Look through the data below and return each line where "this" appears.

[Rows from a dataset of pages and code]

━━━━━━━━

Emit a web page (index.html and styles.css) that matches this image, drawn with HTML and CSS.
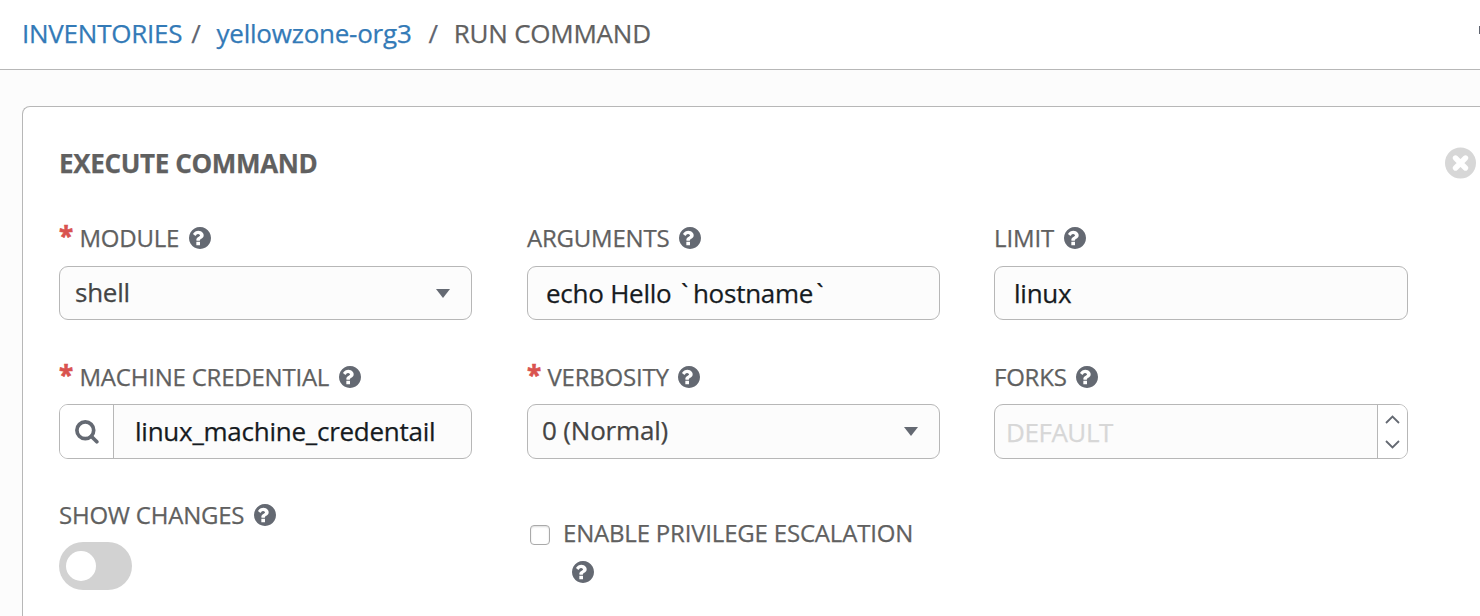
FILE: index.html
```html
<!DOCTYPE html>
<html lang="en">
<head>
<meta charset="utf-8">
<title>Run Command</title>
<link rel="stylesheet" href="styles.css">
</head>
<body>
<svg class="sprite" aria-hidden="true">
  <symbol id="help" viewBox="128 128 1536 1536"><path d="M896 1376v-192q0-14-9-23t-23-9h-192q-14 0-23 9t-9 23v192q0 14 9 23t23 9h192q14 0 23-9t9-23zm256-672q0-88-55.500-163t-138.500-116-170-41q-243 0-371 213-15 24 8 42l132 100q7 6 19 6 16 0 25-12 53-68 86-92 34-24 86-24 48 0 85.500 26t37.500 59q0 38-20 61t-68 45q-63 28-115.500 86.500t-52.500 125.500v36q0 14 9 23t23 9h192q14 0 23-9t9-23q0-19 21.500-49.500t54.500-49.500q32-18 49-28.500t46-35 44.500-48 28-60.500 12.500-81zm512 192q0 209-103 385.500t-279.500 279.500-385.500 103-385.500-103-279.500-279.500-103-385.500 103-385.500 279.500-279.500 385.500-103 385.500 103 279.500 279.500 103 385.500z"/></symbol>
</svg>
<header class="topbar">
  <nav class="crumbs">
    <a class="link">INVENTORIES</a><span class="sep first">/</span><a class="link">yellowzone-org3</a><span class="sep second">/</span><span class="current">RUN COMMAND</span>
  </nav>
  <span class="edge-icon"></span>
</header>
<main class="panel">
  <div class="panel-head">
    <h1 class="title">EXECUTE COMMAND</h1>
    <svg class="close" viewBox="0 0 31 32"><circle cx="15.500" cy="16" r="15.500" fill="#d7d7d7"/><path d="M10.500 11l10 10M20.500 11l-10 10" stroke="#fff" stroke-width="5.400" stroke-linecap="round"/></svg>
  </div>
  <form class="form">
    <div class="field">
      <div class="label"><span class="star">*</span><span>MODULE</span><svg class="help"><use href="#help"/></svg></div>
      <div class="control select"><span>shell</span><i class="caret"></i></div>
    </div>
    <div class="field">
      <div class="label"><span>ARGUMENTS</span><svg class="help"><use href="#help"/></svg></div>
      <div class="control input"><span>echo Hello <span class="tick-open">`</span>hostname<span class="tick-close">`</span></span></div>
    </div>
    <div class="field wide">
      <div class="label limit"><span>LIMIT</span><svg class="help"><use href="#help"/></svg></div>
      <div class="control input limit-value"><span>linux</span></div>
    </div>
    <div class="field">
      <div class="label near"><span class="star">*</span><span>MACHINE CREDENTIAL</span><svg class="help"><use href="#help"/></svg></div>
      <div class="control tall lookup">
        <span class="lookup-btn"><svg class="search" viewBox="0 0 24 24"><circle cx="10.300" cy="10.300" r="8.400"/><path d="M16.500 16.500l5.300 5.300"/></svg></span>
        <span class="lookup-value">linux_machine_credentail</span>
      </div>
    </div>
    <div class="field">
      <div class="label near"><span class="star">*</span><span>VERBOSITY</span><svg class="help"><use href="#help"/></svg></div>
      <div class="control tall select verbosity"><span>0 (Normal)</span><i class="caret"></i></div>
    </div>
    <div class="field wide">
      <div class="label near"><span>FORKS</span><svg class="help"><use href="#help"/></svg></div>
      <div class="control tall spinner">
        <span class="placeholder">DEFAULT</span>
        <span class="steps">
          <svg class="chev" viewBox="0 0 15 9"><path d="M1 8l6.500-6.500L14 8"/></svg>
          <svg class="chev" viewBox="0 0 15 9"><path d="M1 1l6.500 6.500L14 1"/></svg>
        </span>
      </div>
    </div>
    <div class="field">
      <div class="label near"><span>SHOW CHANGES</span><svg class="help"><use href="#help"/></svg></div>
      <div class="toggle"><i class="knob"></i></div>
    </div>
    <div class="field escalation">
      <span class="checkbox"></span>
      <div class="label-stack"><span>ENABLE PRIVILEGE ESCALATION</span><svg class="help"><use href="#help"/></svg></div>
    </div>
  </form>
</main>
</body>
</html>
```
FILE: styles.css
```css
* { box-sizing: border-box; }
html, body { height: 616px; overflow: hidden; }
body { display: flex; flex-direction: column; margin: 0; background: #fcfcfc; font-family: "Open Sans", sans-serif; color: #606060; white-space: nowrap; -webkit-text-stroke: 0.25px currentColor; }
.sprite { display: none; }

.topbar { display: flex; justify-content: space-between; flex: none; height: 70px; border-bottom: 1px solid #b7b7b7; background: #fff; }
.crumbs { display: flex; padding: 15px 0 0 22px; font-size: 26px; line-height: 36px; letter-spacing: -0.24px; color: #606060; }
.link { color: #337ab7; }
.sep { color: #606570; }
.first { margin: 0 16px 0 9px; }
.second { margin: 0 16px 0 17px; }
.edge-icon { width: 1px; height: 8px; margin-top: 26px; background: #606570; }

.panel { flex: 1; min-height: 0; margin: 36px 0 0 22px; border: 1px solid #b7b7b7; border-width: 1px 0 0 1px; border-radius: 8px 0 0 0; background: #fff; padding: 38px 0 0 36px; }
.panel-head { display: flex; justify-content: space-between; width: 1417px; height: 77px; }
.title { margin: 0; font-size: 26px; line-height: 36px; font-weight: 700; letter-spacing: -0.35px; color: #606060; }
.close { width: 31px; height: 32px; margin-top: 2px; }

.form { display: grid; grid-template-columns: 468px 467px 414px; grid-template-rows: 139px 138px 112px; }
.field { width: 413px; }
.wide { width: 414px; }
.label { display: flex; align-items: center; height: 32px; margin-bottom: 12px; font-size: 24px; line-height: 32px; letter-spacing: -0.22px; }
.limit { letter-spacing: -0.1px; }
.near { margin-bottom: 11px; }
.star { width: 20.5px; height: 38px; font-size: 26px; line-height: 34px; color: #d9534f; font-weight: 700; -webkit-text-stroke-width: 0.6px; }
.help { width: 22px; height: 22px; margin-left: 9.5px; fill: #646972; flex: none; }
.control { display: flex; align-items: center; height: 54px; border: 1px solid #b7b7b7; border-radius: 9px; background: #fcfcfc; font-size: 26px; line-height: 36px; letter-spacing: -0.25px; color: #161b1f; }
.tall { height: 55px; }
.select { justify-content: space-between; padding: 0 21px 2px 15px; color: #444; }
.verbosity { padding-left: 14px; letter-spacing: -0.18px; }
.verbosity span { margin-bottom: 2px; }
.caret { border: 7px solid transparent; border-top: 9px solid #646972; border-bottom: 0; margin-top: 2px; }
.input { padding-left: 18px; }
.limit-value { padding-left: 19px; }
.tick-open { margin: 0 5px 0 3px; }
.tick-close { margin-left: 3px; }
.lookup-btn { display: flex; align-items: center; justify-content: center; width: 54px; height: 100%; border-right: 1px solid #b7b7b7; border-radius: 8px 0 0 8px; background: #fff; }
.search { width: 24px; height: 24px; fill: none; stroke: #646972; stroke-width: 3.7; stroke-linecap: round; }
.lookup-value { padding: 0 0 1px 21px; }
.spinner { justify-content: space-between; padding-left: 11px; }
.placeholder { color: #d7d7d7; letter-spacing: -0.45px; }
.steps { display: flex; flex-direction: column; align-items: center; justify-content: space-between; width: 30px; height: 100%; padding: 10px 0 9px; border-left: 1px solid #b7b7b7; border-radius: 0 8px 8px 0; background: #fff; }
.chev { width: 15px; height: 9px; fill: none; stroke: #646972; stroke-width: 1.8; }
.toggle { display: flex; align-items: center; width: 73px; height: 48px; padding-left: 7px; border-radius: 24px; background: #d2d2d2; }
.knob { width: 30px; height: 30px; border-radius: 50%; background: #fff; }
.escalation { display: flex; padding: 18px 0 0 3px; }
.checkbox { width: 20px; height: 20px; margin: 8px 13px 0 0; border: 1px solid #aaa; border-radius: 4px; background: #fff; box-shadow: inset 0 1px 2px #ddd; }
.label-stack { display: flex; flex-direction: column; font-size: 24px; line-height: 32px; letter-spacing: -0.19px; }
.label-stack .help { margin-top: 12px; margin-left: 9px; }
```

━━━━━━━━

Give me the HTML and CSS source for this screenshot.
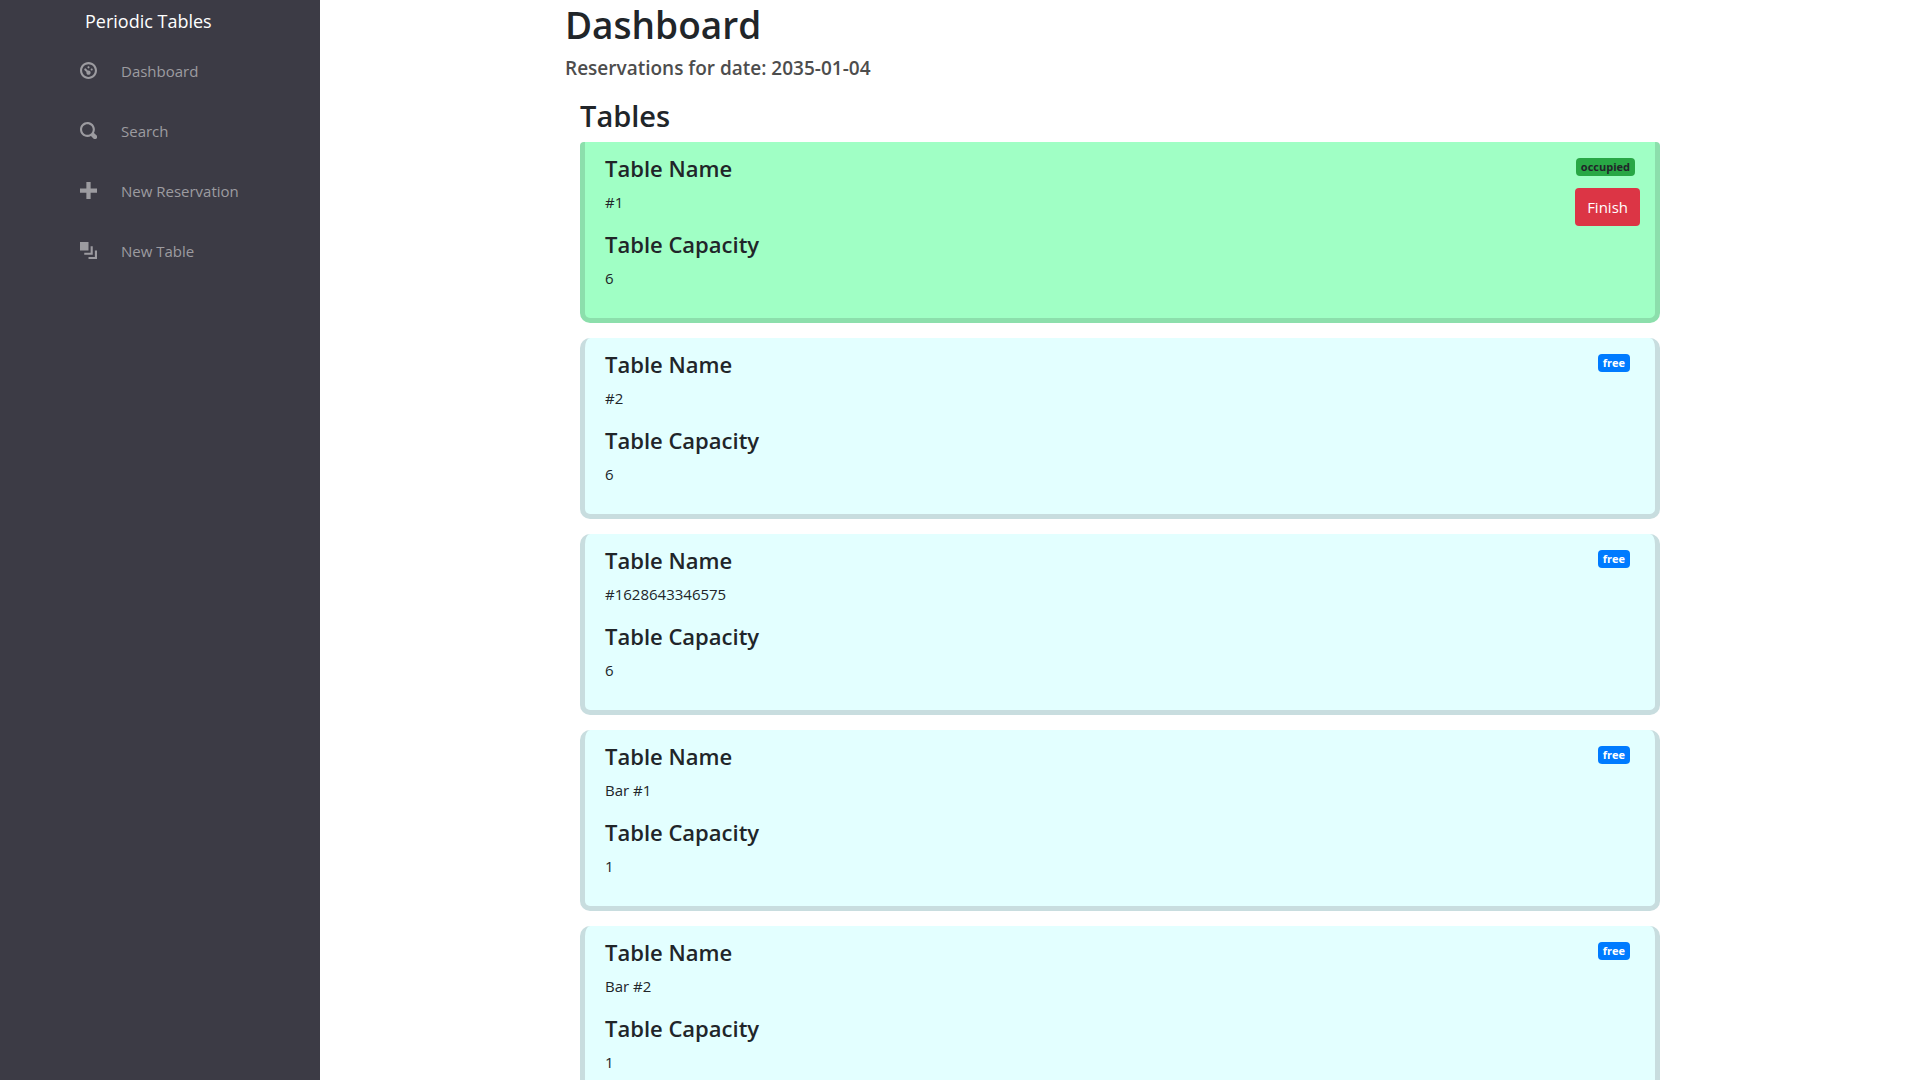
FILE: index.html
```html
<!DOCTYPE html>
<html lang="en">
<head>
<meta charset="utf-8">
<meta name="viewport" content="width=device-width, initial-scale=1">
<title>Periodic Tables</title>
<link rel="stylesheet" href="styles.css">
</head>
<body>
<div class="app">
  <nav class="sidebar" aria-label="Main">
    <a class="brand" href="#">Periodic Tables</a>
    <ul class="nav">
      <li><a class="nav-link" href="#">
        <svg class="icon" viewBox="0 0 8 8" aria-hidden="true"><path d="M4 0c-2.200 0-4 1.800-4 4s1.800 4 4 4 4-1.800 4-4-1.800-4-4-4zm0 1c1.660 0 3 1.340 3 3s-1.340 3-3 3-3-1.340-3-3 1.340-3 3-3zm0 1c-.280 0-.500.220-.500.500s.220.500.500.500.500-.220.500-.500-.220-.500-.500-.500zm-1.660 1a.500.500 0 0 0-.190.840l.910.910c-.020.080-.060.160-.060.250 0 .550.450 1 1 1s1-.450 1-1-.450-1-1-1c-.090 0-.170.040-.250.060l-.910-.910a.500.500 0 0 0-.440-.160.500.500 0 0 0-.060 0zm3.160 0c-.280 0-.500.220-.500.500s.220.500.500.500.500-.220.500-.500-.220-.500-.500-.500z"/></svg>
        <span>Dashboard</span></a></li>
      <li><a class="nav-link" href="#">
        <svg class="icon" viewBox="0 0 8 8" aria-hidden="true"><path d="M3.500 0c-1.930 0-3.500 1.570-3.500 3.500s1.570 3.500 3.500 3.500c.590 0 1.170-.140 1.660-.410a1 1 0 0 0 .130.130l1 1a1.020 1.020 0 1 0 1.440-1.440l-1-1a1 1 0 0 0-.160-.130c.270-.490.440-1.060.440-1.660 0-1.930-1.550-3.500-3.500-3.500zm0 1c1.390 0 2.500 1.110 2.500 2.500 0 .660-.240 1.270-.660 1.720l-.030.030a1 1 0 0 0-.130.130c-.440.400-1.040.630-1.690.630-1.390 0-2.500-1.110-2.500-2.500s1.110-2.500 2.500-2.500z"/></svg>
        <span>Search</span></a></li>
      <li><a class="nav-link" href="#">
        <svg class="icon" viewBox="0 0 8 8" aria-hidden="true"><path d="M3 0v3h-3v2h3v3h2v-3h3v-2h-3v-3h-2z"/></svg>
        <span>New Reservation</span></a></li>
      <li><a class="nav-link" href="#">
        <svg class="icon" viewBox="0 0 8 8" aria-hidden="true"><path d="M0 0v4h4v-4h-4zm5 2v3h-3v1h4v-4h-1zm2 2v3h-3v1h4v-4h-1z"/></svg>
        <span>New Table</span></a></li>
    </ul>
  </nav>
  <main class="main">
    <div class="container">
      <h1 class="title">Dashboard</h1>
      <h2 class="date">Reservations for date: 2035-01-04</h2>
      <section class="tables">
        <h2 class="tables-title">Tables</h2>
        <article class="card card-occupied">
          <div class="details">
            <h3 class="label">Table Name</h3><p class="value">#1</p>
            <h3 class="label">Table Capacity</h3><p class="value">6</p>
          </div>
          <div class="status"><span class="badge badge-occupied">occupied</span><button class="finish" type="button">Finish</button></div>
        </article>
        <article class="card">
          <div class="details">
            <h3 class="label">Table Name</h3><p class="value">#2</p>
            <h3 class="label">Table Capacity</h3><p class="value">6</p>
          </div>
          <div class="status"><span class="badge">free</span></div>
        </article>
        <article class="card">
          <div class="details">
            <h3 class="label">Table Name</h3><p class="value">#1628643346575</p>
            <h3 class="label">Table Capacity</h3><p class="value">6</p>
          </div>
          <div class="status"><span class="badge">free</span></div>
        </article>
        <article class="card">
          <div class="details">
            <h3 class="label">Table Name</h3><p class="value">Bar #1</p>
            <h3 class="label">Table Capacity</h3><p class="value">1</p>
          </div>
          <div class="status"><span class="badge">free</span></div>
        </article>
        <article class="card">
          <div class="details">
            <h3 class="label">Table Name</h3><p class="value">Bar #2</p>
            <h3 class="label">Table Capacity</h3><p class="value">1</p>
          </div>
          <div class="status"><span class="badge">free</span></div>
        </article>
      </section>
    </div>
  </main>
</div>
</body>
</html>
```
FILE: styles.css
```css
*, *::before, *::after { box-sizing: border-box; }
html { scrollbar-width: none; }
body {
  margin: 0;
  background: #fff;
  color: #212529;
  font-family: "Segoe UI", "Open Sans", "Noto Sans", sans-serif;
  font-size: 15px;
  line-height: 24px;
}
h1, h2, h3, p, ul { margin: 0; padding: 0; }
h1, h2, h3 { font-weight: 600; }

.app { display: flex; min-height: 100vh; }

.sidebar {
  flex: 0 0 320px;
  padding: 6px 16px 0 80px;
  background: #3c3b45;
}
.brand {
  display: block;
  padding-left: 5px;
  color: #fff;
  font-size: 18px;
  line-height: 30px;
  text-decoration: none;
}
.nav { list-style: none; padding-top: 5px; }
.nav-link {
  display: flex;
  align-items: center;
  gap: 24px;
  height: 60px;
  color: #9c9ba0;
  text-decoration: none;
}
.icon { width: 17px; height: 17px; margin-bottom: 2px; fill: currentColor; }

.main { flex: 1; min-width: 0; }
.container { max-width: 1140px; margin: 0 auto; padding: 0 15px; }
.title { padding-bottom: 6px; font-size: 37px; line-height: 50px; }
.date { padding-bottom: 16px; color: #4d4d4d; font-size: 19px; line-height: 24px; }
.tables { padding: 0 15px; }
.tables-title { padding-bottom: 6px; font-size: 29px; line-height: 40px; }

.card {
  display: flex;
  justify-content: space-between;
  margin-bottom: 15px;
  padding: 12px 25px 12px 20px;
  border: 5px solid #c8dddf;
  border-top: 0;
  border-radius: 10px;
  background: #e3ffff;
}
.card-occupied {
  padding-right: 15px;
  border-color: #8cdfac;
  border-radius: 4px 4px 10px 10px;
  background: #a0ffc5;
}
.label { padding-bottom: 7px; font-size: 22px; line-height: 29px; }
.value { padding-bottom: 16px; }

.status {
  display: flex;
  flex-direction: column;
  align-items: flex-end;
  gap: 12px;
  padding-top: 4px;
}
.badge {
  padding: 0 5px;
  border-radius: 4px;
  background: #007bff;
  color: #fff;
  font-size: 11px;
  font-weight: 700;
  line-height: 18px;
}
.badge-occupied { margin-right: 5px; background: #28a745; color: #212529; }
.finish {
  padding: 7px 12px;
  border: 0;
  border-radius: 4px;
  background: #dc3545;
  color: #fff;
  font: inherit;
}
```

━━━━━━━━

Output of the task
Emit a web page (index.html and styles.css) that matches this image, drawn with HTML and CSS.
Give me the HTML and CSS source for this screenshot.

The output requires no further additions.